■ SUPPLIED DATA ■

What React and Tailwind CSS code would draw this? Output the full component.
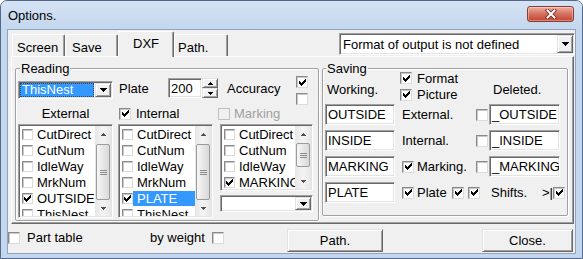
import React from "react";

const sunken =
  "border border-t-[#a0a0a0] border-l-[#a0a0a0] border-b-white border-r-white p-[1px] shadow-[inset_1px_1px_0_#696969,inset_-1px_-1px_0_#e3e3e3]";
const raised =
  "bg-[#f0f0f0] border border-t-[#e3e3e3] border-l-[#e3e3e3] border-b-[#696969] border-r-[#696969] shadow-[inset_1px_1px_0_#ffffff,inset_-1px_-1px_0_#a0a0a0]";

const Check = () => (
  <svg width="7" height="7" viewBox="0 0 7 7" shapeRendering="crispEdges">
    {[2, 3, 4, 3, 2, 1, 0].map((y, x) => (
      <rect key={x} x={x} y={y} width="1" height="3" fill="#000" />
    ))}
  </svg>
);

function Box({ on, disabled, small, className = "" }) {
  const size = small ? "w-[11px] h-[11px]" : "w-[12px] h-[12px]";
  const look = disabled
    ? "bg-[#f0f0f0] border-[#c0c0c0]"
    : "bg-white border-t-[#8a8a8a] border-l-[#8a8a8a] border-r-[#dcdcdc] border-b-[#dcdcdc] shadow-[inset_1px_1px_0_#c8c8c8]";
  return (
    <span className={`flex items-center justify-center shrink-0 border ${size} ${look} ${className}`}>
      {on && <Check />}
    </span>
  );
}

const Tri = ({ up, small, color = "#000" }) =>
  small ? (
    <svg width="5" height="3" viewBox="0 0 5 3" shapeRendering="crispEdges">
      <path d={up ? "M0 3 L2.5 0 L5 3Z" : "M0 0 L5 0 L2.5 3Z"} fill={color} />
    </svg>
  ) : (
    <svg width="7" height="4" viewBox="0 0 7 4" shapeRendering="crispEdges">
      <path d={up ? "M0 4 L3.5 0 L7 4Z" : "M0 0 L7 0 L3.5 4Z"} fill={color} />
    </svg>
  );

function DropBtn() {
  return (
    <div className={`${raised} w-[16px] shrink-0 flex items-center justify-center`}>
      <Tri />
    </div>
  );
}

function ScrollBar({ thumb }) {
  return (
    <div className="w-[16px] shrink-0 flex flex-col bg-gradient-to-r from-[#e6e6e6] via-[#f4f4f4] to-[#e6e6e6]">
      <div className="h-[16px] shrink-0 flex items-center justify-center">
        <Tri up small color="#505050" />
      </div>
      <div className="flex-1">
        <div
          className={`mx-[1px] rounded-[2px] border border-[#9b9b9b] bg-gradient-to-r from-[#f6f6f6] to-[#d9d9d9] flex flex-col items-center justify-center gap-[1px] ${thumb}`}
        >
          <span className="w-[7px] h-[1px] bg-[#8c8c8c]" />
          <span className="w-[7px] h-[1px] bg-[#8c8c8c]" />
          <span className="w-[7px] h-[1px] bg-[#8c8c8c]" />
        </div>
      </div>
      <div className="h-[16px] shrink-0 flex items-center justify-center">
        <Tri small color="#505050" />
      </div>
    </div>
  );
}

function ListBox({ items, thumb, className }) {
  return (
    <div className={`${sunken} bg-white flex ${className}`}>
      <div className="flex-1 min-w-0 overflow-hidden">
        {items.map((it) => (
          <div key={it.t} className="h-[16px] flex items-center pl-[2px] whitespace-nowrap">
            <Box on={it.on} small />
            <span
              className={`flex-1 h-[15px] pl-[4px] leading-[15px] ${it.sel ? "bg-[#3399ff] text-white" : ""}`}
            >
              {it.t}
            </span>
          </div>
        ))}
      </div>
      <ScrollBar thumb={thumb} />
    </div>
  );
}

function Edit({ text, className }) {
  return (
    <div className={`${sunken} bg-white pl-[2px] flex items-center whitespace-nowrap overflow-hidden shrink-0 ${className}`}>
      {text}
    </div>
  );
}

const base = ["CutDirect", "CutNum", "IdleWay", "MrkNum"];
const list1 = [...base.map((t) => ({ t })), { t: "OUTSIDE", on: true }, { t: "ThisNest" }];
const list2 = [...base.map((t) => ({ t })), { t: "PLATE", on: true, sel: true }, { t: "ThisNest" }];
const list3 = [{ t: "CutDirect" }, { t: "CutNum" }, { t: "IdleWay" }, { t: "MARKING", on: true }];

function Reading() {
  return (
    <div className="relative ml-[3px] mt-[11px] w-[304px] h-[153px] shrink-0 border border-[#a0a0a0] rounded-[2px] shadow-[inset_1px_1px_0_#ffffff,1px_1px_0_#ffffff]">
      <span className="absolute -top-[8px] left-[4px] px-[1px] bg-[#f0f0f0]">Reading</span>

      <div className="mt-[6px] h-[30px] flex items-start">
        <div className={`ml-[2px] mt-[6px] w-[95px] h-[18px] ${sunken} bg-white flex`}>
          <div className="flex-1 mr-[1px] bg-[#3399ff] text-white border border-dotted border-[#2b4a6f] pl-[1px] flex items-center leading-[12px]">
            ThisNest
          </div>
          <DropBtn />
        </div>
        <span className="ml-[6px] mt-[6px] w-[49px]">Plate</span>
        <Edit text="200" className="mt-[3px] w-[34px] h-[20px]" />
        <div className="mt-[3px] w-[16px] h-[20px] flex flex-col">
          <div className={`${raised} h-[10px] flex items-center justify-center`}>
            <Tri up small />
          </div>
          <div className={`${raised} h-[10px] flex items-center justify-center`}>
            <Tri small />
          </div>
        </div>
        <span className="ml-[9px] mt-[6px] w-[69px]">Accuracy</span>
        <div className="mt-[1px] flex flex-col gap-[5px]">
          <Box on />
          <Box />
        </div>
      </div>

      <div className="mt-[1px] h-[15px] flex items-center">
        <span className="ml-[2px] w-[95px] text-center">External</span>
        <Box on className="ml-[6px]" />
        <span className="ml-[5px] w-[82px]">Internal</span>
        <Box disabled />
        <span className="ml-[4px] text-[#a0a0a0]">Marking</span>
      </div>

      <div className="mt-[3px] flex items-start">
        <ListBox items={list1} thumb="mt-[2px] h-[56px]" className="ml-[2px] w-[95px] h-[94px]" />
        <ListBox items={list2} thumb="mt-[2px] h-[56px]" className="ml-[5px] w-[95px] h-[94px]" />
        <div className="ml-[7px] w-[93px] flex flex-col">
          <ListBox items={list3} thumb="mt-[1px] h-[24px]" className="w-[93px] h-[67px]" />
          <div className={`mt-[4px] h-[17px] ${sunken} bg-white flex`}>
            <div className="flex-1" />
            <DropBtn />
          </div>
        </div>
      </div>
    </div>
  );
}

function EditRow({ left, right, children, className = "" }) {
  return (
    <div className={`h-[21px] flex items-center ${className}`}>
      <Edit text={left} className="ml-[2px] w-[70px] h-[21px]" />
      {children}
      {right && <Edit text={right} className="w-[71px] h-[21px]" />}
    </div>
  );
}

function Saving() {
  return (
    <div className="relative ml-[3px] mt-[11px] w-[246px] h-[148px] shrink-0 border border-[#a0a0a0] rounded-[2px] shadow-[inset_1px_1px_0_#ffffff,1px_1px_0_#ffffff]">
      <span className="absolute -top-[8px] left-[3px] px-[1px] bg-[#f0f0f0]">Saving</span>

      <div className="h-[35px] flex items-start">
        <span className="ml-[4px] mt-[13px] w-[73px]">Working.</span>
        <div className="mt-[1px] w-[93px] flex flex-col">
          <div className="h-[16px] flex items-center">
            <Box on />
            <span className="ml-[5px]">Format</span>
          </div>
          <div className="h-[17px] flex items-center">
            <Box on />
            <span className="ml-[5px]">Picture</span>
          </div>
        </div>
        <span className="mt-[13px]">Deleted.</span>
      </div>

      <EditRow left="OUTSIDE" right="_OUTSIDE">
        <div className="w-[94px] flex items-center">
          <span className="ml-[7px]">External.</span>
          <Box className="ml-auto mr-[1px]" />
        </div>
      </EditRow>
      <EditRow left="INSIDE" right="_INSIDE" className="mt-[5px]">
        <div className="w-[94px] flex items-center">
          <span className="ml-[7px]">Internal.</span>
          <Box className="ml-auto mr-[1px]" />
        </div>
      </EditRow>
      <EditRow left="MARKING" right="_MARKING" className="mt-[5px]">
        <div className="w-[94px] flex items-center">
          <Box on className="ml-[7px]" />
          <span className="ml-[3px]">Marking.</span>
          <Box className="ml-auto mr-[1px]" />
        </div>
      </EditRow>
      <EditRow left="PLATE" className="mt-[5px]">
        <Box on className="ml-[7px]" />
        <span className="ml-[3px] w-[33px]">Plate</span>
        <Box on className="ml-[2px]" />
        <Box on className="ml-[4px]" />
        <span className="ml-[11px] w-[51px]">Shifts.</span>
        <span className="w-[11px]">&gt;|</span>
        <Box on />
      </EditRow>
    </div>
  );
}

function Tab({ label, className }) {
  return (
    <div
      className={`shrink-0 rounded-t-[2px] border-t border-l border-r border-t-white border-l-white border-r-[#696969] shadow-[inset_-1px_0_0_#a0a0a0] bg-[#f0f0f0] ${className}`}
    >
      {label}
    </div>
  );
}

export default function App() {
  return (
    <div className="w-[583px] h-[259px] flex flex-col bg-[#c4d7ee] border border-[#52698a] rounded-t-[7px] overflow-hidden font-['Liberation_Sans',Arial,sans-serif] text-[13px] leading-[15px] text-black select-none">
      <div className="h-[28px] shrink-0 flex items-start bg-gradient-to-b from-[#d5e3f4] to-[#c4d7ee]">
        <span className="ml-[7px] mt-[7px]">Options.</span>
        <div className="ml-auto mr-[8px] mt-[5px] w-[47px] h-[16px] rounded-[3px] border border-[#8a3a2f] bg-gradient-to-b from-[#eab0a4] via-[#d4705f] to-[#c24431] shadow-[inset_0_0_0_1px_rgba(255,255,255,0.35)] flex items-center justify-center">
          <svg width="12" height="10" viewBox="0 0 12 10">
            <path d="M2.5 1.5 L9.5 8.5 M9.5 1.5 L2.5 8.5" stroke="#6b2219" strokeWidth="3.6" strokeLinecap="square" />
            <path d="M2.5 1.5 L9.5 8.5 M9.5 1.5 L2.5 8.5" stroke="#ffffff" strokeWidth="2" strokeLinecap="square" />
          </svg>
        </div>
      </div>

      <div className="mx-[6px] h-[225px] shrink-0 flex flex-col bg-[#f0f0f0] border border-[#8ea4c0]">
        <div className="h-[26px] shrink-0 flex items-end pl-[4px]">
          <Tab label="Screen" className="w-[53px] h-[22px] pt-[5px] pl-[4px]" />
          <Tab label="Save" className="w-[53px] h-[22px] pt-[5px] pl-[6px]" />
          <Tab label="DXF" className="relative z-10 -mb-[1px] w-[56px] h-[26px] pt-[4px] text-center" />
          <Tab label="Path." className="w-[54px] h-[22px] pt-[5px] pl-[3px]" />
          <div className={`ml-auto self-start mt-[3px] w-[236px] h-[22px] ${sunken} bg-white flex`}>
            <div className="flex-1 pl-[2px] flex items-center whitespace-nowrap">
              Format of output is not defined
            </div>
            <DropBtn />
          </div>
        </div>

        <div className="ml-[3px] w-[563px] h-[168px] shrink-0 flex items-start border border-t-white border-l-white border-r-[#696969] border-b-[#696969] shadow-[inset_-1px_-1px_0_#a0a0a0]">
          <Reading />
          <Saving />
        </div>

        <div className="h-[29px] shrink-0 flex items-start">
          <Box className="mt-[8px]" />
          <span className="ml-[7px] mt-[6px] w-[123px]">Part table</span>
          <span className="mt-[6px] w-[62px]">by weight</span>
          <Box className="mt-[8px]" />
          <div className={`${raised} ml-[63px] mt-[5px] w-[96px] h-[23px] flex items-center justify-center`}>
            Path.
          </div>
          <div className={`${raised} ml-[99px] mt-[5px] w-[91px] h-[23px] flex items-center justify-center`}>
            Close.
          </div>
        </div>
      </div>
    </div>
  );
}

■ YOUR TASK ■
Repeat the lines of the listing above verbatim, beginning at its first line and ending at the line containing "border border-t-[#e3e3e3] border-l-[#e3e3e3]", which is included. Omit pictures.

■ REPLY ■
What React and Tailwind CSS code would draw this? Output the full component.
import React from "react";

const sunken =
  "border border-t-[#a0a0a0] border-l-[#a0a0a0] border-b-white border-r-white p-[1px] shadow-[inset_1px_1px_0_#696969,inset_-1px_-1px_0_#e3e3e3]";
const raised =
  "bg-[#f0f0f0] border border-t-[#e3e3e3] border-l-[#e3e3e3] border-b-[#696969] border-r-[#696969] shadow-[inset_1px_1px_0_#ffffff,inset_-1px_-1px_0_#a0a0a0]";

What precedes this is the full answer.